Inside Israel

Israel Sending Wheat to Sudan

Wheat harvest in Israel (Source: Wikimedia Commons)

Following last week’s agreement between Israel and Sudan to establish formal diplomatic relations, Israel has announced plans to help Sudan’s crippled economy by sending a large crop of wheat. “We are looking forward to a warm peace and are sending $5 million worth of wheat immediately to our new friends in Sudan,” the prime minister’s office tweeted. The deal with Sudan will include more aid and investment from Israel, particularly in technology and agriculture. Additionally, flights from Israel may now use Sudan’s airspace when travelling to South America. These accords with Sudan are of particular historic significance. In 1967, Sudan hosted the Arab League Summit at which the “three no’s” were announced, which have guided Arab-Israeli relations ever since: No peace with Israel, no recognition of Israel, and no negotiations with Israel. However, a new Sudanese government has been formed and is trying to move forward democratically. As a result, both countries are now looking forward to a peaceful future together.

Please pray for this new relationship between Israel and Sudan, and that other countries will seek peace with Israel.


Israeli Vaccine

Segev Harel will receive the first shot of Israel’s coronavirus vaccine candidate. (Source: Sheba Medical Center)

Israel vaccinated the first two people in Phase I clinical trials against COVID-19. Both volunteers, ages thirty-four and twenty-six, were healthy and ready for the vaccination. Both volunteers will stay in the hospital for twenty-four hours to be monitored before being sent home. The first phase of clinical trials will vaccinate 80 people ages 18–55 over the next month, with one in four subjects receiving a placebo. The next four volunteers will arrive in hospitals on Tuesday. Phase II, scheduled to begin in December, will enroll 1,000 people to receive the vaccination, ages 18–85, and those with pre-existing conditions can be included. If this group responds well, the third phase will begin in April or May 2021, with 30,000 volunteers. If there are no significant side effects, the vaccine will be approved for general use. Although approval would not be possible until the conclusion of the Phase III study, Israel Institute for Biological Research is already beginning production of the vaccine in anticipation of approval next year, with 15 million doses expected to be ready by July. As a backup, Israel is trying to produce its own vaccine despite agreements with companies from the United States, Russia, and China to obtain their vaccines if they are effective. The vaccine is called Brilife, which is a combination of the Hebrew word for health (bri’ut) and life. The name also contains the abbreviation for Israel, IL, as well as the letters that make up the abbreviation of the laboratory name, IIBR.

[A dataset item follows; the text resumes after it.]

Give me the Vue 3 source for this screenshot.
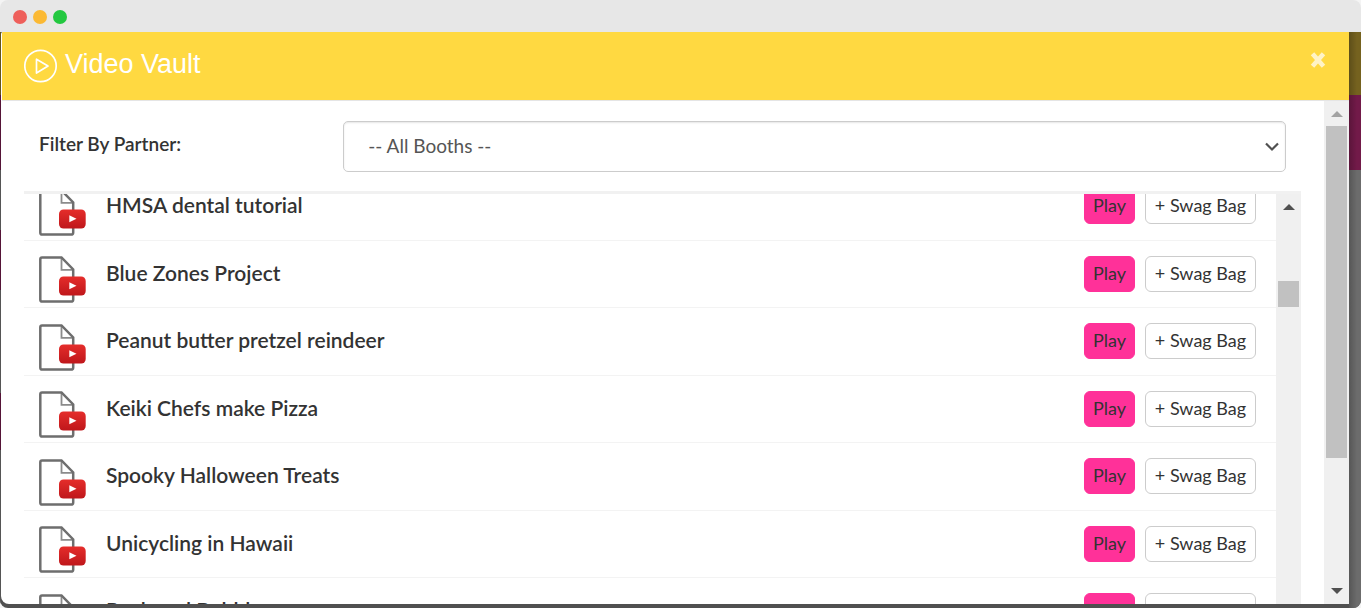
<script setup>
import { ref } from 'vue'

const partner = ref('all')
const videos = [
  'HMSA dental tutorial',
  'Blue Zones Project',
  'Peanut butter pretzel reindeer',
  'Keiki Chefs make Pizza',
  'Spooky Halloween Treats',
  'Unicycling in Hawaii',
  'Rock and Bubbles',
]
</script>

<template>
  <div class="window">
    <header class="titlebar">
      <span class="dot red"></span>
      <span class="dot amber"></span>
      <span class="dot green"></span>
    </header>
    <div class="stage">
      <div class="edge edge-left"></div>
      <section class="modal" role="dialog" aria-labelledby="vault-title">
        <header class="modal-head">
          <svg class="play-icon" viewBox="0 0 34 34" aria-hidden="true">
            <circle cx="16.500" cy="17" r="15.700" />
            <path d="M12.500 10.200v13.900L24 17.100z" />
          </svg>
          <h1 id="vault-title">Video Vault</h1>
          <button class="close" type="button" aria-label="Close">
            <svg viewBox="0 0 18 18" aria-hidden="true"><path d="M3.500 2.800l11 12.400M14.500 2.800l-11 12.400" /></svg>
          </button>
        </header>
        <div class="modal-body">
          <div class="content">
            <div class="filter">
              <label for="partner">Filter By Partner:</label>
              <div class="select-wrap">
                <select id="partner" v-model="partner">
                  <option value="all">-- All Booths --</option>
                </select>
                <svg class="chevron" viewBox="0 0 14 10" aria-hidden="true"><path d="M1 1.5l6 6 6-6" /></svg>
              </div>
            </div>
            <div class="list-frame">
              <ul class="list">
                <li v-for="title in videos" :key="title">
                  <svg class="file" viewBox="0 0 47 47" aria-hidden="true">
                    <defs>
                      <linearGradient id="badge" x1="0" y1="0" x2="0" y2="1">
                        <stop offset="0" stop-color="#e52d2b" />
                        <stop offset="1" stop-color="#bf171b" />
                      </linearGradient>
                    </defs>
                    <path d="M22.500 2v11.800h11" fill="#fff" stroke="#8b8b8b" stroke-width="1.800" />
                    <path d="M34.200 21v-7.500L22.500 1.400H3Q1.300 1.400 1.300 3.200V43.500Q1.300 45.600 3.200 45.600H32Q34.200 45.600 34.200 43.500V39" fill="none" stroke="#6e6e6e" stroke-width="2.500" />
                    <rect x="20" y="20.500" width="26.700" height="19" rx="4.500" fill="url(#badge)" />
                    <path d="M30.300 26.300v7l7.200-3.500z" fill="#fff" />
                  </svg>
                  <h2>{{ title }}</h2>
                  <button class="btn play" type="button">Play</button>
                  <button class="btn swag" type="button">+ Swag Bag</button>
                </li>
              </ul>
              <div class="track inner" aria-hidden="true">
                <svg class="arrow" viewBox="0 0 12 6"><path d="M0 6L6 0l6 6z" /></svg>
                <span class="thumb"></span>
              </div>
            </div>
          </div>
          <div class="track outer" aria-hidden="true">
            <svg class="arrow muted" viewBox="0 0 12 6"><path d="M0 6L6 0l6 6z" /></svg>
            <span class="thumb"></span>
            <svg class="arrow down" viewBox="0 0 12 6"><path d="M0 0l6 6 6-6z" /></svg>
          </div>
        </div>
      </section>
      <div class="edge edge-right"></div>
    </div>
  </div>
</template>

<style>
body {
  background: #f4f4f4;
}
</style>

<style scoped>
* {
  box-sizing: border-box;
}
.window {
  display: flex;
  flex-direction: column;
  height: 100vh;
  overflow: hidden;
  border-radius: 8px;
  font-family: Lato, "Liberation Sans", sans-serif;
  color: #333;
}
.titlebar {
  flex: none;
  display: flex;
  align-items: center;
  gap: 6px;
  height: 32px;
  padding: 2px 13px 0;
  background: #e7e7e7;
}
.dot {
  width: 14px;
  height: 14px;
  border-radius: 50%;
}
.red {
  background: #ee5f5b;
}
.amber {
  background: #fbb934;
}
.green {
  background: #23c840;
}
.stage {
  flex: 1;
  min-height: 0;
  display: flex;
  padding-bottom: 4px;
  background: #505050;
}
.edge {
  flex: none;
  margin-bottom: -4px;
}
.edge-left {
  width: 1px;
  background: linear-gradient(#64541a 63px, #551437 63px 138px, #555 138px 198px, #551437 198px 258px, #555 258px 361px, #551437 361px 418px, #555 418px);
}
.edge-right {
  width: 12px;
  background:
    linear-gradient(90deg, rgba(0, 0, 0, 0.2), transparent 8px),
    linear-gradient(#75621f 63px, #721a49 63px 138px, #6c6c6c 138px);
}
.modal {
  flex: 1;
  min-width: 0;
  display: flex;
  flex-direction: column;
  overflow: hidden;
  border-radius: 2px 0 0 8px;
  background: #fff;
}
.modal-head {
  flex: none;
  display: flex;
  align-items: flex-start;
  height: 69px;
  margin-left: 1px;
  padding: 0 22px;
  border-bottom: 1px solid #e5e5e5;
  background: #ffd941;
}
.play-icon {
  width: 34px;
  height: 34px;
  margin-top: 17px;
  fill: none;
  stroke: #fff;
  stroke-width: 1.7;
  stroke-linejoin: round;
}
h1 {
  flex: 1;
  margin: 16px 0 0 7px;
  font: 400 27px/32px "Liberation Sans", Arial, sans-serif;
  color: #fff;
}
.close {
  display: flex;
  margin-top: 19px;
  padding: 0;
  border: 0;
  background: none;
}
.close svg {
  width: 18px;
  height: 18px;
  fill: none;
  stroke: #fff3c6;
  stroke-width: 4.6;
}
.modal-body {
  flex: 1;
  min-height: 0;
  display: flex;
}
.content {
  flex: 1;
  min-width: 0;
  display: flex;
  flex-direction: column;
  padding: 20px 23px 0;
}
.filter {
  flex: none;
  display: grid;
  grid-template-columns: 25% 1fr;
  margin-bottom: 19px;
}
.filter label {
  padding: 10px 0 0 15px;
  font-size: 19px;
  font-weight: 600;
  line-height: 26px;
}
.select-wrap {
  position: relative;
  margin-right: 15px;
}
select {
  display: block;
  width: 100%;
  height: 51px;
  padding: 0 40px 2px 24px;
  appearance: none;
  border: 1px solid #ccc;
  border-radius: 5px;
  background: #fff;
  box-shadow: inset 0 1px 2px rgba(0, 0, 0, 0.1);
  font: 400 19px/26px Lato, "Liberation Sans", sans-serif;
  color: #555;
}
.chevron {
  position: absolute;
  top: 21px;
  right: 7px;
  width: 14px;
  height: 10px;
  pointer-events: none;
  fill: none;
  stroke: #505050;
  stroke-width: 2.2;
}
.list-frame {
  flex: 1;
  min-height: 0;
  display: flex;
  overflow: hidden;
  border-top: 3px solid #f1f1f1;
}
.list {
  flex: 1;
  min-width: 0;
  margin: -21px 0 0;
  padding: 0;
  list-style: none;
}
.list li {
  display: flex;
  align-items: flex-start;
  height: 68px;
  padding: 15px 20px 0 15px;
  border-bottom: 1px solid #f3f3f3;
}
.list li:nth-child(even) {
  height: 67px;
}
.file {
  flex: none;
  width: 47px;
  height: 47px;
}
.list li:nth-child(odd) .file {
  margin-top: 1px;
}
h2 {
  flex: 1;
  margin: 4px 0 0 20px;
  font-size: 21px;
  font-weight: 600;
  line-height: 26px;
}
.btn {
  height: 36px;
  padding: 0 8px 2px;
  border: 1px solid #ccc;
  border-radius: 6px;
  background: #fff;
  font: 400 18px/26px Lato, "Liberation Sans", sans-serif;
  color: #333;
}
.play {
  width: 51px;
  border-color: #ff3199;
  background: #ff3199;
}
.swag {
  width: 111px;
  margin-left: 10px;
  white-space: nowrap;
}
.track {
  flex: none;
  display: flex;
  flex-direction: column;
  align-items: center;
  width: 25px;
  background: #f0f0f0;
}
.arrow {
  flex: none;
  width: 12px;
  height: 6px;
  margin: 10px 0 9px;
  fill: #505050;
}
.muted {
  fill: #a3a3a3;
}
.down {
  margin: auto 0 10px;
}
.thumb {
  width: 21px;
  background: #c1c1c1;
}
.inner .thumb {
  height: 26px;
  margin-top: 62px;
}
.outer .thumb {
  height: 66%;
}
</style>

Please pray for research and development of the COVID-19 vaccine as countries race to find an effective prevention for the illness. Please Lord, help us!

Read more at Times of Israel…


Israel Defense Forces Complete Massive Military Drill

IDF soldiers in ‘Lethal Arrow’ exercise simulating war in October 2020. (Source: Israel Defense Forces)

On Thursday, the Israeli Defense Forces (IDF) finished their largest military drill of the year, simulating, among other scenarios, a large-scale war in the north with Hezbollah. Called “Lethal Arrow,” the maneuvers were designed to improve the IDF’s offensive capabilities, to work on coordination and cooperation up the chain of command through its different branches, and to test the use of new elements to help during a battle. The military drill even brought in reservists but was significantly smaller than originally planned because of COVID-19. In addition to combat soldiers from land, sea, and air units, there were also units trained in cyber defense, logistics, and communications who participated in the exercise.

Please pray for the Israeli Defense Forces who serve to protect the nation of Israel from war and cyber warfare.

Read more at Times of Israel…


Small Gatherings, Small Beginnings

Our center in Ramat Gan, pre-Coronavirus

Recently, with restrictions eased, our dedicated team of workers who serve and minister to Holocaust survivors was able to gather a very small group, socially distanced, for a picnic outside. Everyone enjoyed the time together, played games, ate their food, and listened to encouragement from the Scriptures. They were starved for fellowship and companionship and eager to laugh and be around other people.

Please pray for future small gatherings and for those who will attend.

Praise God for the small gatherings that have already taken place and for those who were brought out of their loneliness and felt the company of believers. May we continue to bring hope and light in these trying times.